▸ **TASK TO CARRY OUT**:
Pull every line containing "styles" out of the material below.
-----
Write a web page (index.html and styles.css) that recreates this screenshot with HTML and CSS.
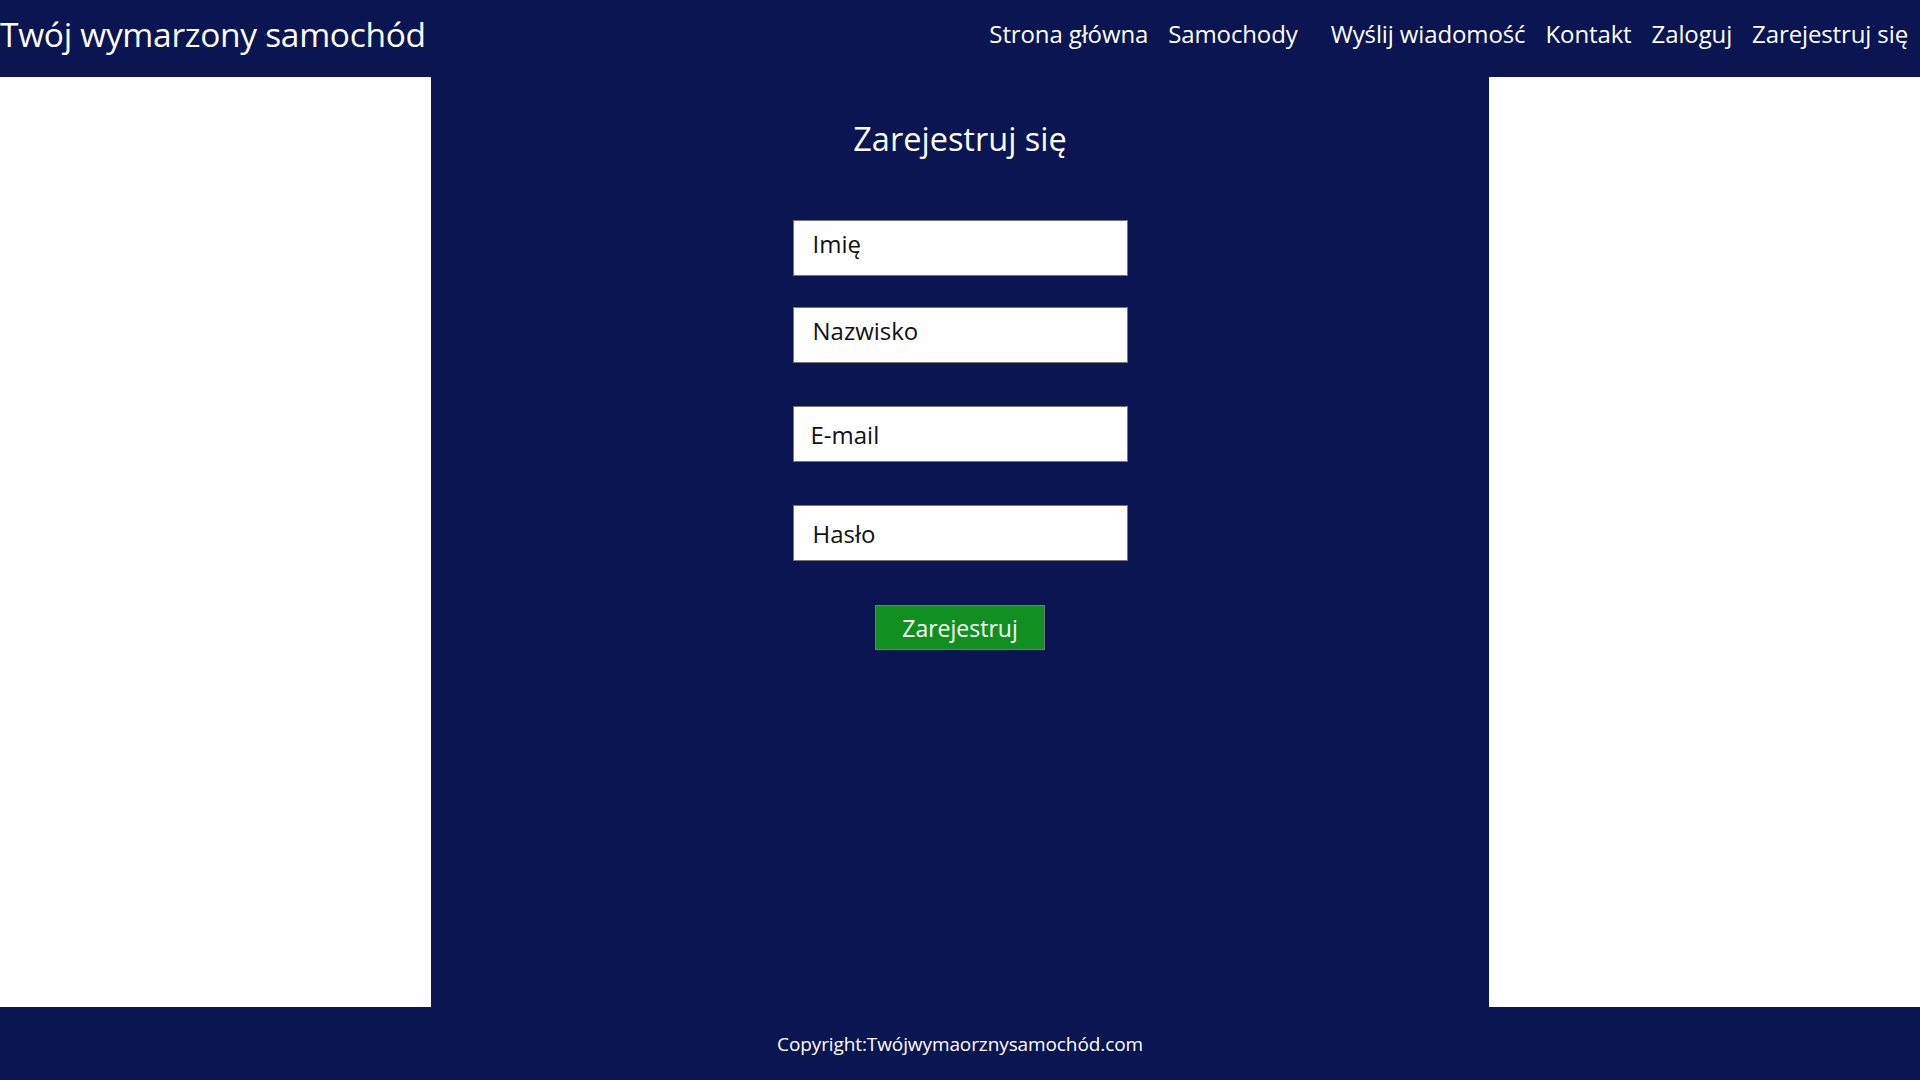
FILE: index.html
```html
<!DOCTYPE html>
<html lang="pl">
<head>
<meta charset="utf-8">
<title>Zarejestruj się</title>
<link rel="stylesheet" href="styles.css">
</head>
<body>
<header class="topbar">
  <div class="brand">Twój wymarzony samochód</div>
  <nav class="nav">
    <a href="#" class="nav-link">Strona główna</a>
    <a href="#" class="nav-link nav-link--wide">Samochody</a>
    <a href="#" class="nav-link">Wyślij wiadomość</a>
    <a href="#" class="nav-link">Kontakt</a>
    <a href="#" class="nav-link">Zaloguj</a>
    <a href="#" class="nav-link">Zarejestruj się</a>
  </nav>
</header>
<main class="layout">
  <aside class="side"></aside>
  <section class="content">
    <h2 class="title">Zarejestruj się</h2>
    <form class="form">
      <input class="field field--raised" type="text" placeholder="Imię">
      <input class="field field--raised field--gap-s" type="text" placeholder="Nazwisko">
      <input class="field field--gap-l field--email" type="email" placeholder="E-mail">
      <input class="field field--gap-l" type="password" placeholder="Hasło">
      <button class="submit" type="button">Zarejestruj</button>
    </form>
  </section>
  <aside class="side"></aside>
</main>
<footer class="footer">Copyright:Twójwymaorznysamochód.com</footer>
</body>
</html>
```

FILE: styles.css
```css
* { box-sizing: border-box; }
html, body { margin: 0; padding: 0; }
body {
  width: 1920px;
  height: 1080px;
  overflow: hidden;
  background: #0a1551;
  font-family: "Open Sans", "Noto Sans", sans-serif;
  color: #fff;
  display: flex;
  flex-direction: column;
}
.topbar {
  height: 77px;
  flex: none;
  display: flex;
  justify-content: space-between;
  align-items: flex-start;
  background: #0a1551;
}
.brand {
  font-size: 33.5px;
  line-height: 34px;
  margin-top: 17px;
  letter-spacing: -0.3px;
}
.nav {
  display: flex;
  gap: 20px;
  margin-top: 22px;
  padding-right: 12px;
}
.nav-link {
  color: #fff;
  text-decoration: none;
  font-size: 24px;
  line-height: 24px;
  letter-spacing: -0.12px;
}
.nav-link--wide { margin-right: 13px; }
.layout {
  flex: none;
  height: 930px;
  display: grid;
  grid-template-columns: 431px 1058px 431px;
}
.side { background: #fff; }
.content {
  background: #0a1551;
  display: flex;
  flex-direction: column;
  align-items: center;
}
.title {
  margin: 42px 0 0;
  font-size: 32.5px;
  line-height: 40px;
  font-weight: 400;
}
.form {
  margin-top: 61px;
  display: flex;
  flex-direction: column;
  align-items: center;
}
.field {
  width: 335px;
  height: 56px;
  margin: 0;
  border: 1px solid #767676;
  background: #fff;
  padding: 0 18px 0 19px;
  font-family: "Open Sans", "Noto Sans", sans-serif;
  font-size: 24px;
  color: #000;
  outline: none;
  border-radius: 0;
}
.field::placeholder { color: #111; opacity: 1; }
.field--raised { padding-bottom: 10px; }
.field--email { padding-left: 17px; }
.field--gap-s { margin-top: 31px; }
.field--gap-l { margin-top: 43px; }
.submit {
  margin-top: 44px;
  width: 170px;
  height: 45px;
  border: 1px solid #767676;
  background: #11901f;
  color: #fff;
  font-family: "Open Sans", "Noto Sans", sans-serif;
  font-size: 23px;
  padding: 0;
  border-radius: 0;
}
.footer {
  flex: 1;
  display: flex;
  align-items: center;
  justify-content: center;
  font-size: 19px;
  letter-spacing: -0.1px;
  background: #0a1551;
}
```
-----
▸ **EXPECTED OUTPUT**:
Write a web page (index.html and styles.css) that recreates this screenshot with HTML and CSS.
<link rel="stylesheet" href="styles.css">
FILE: styles.css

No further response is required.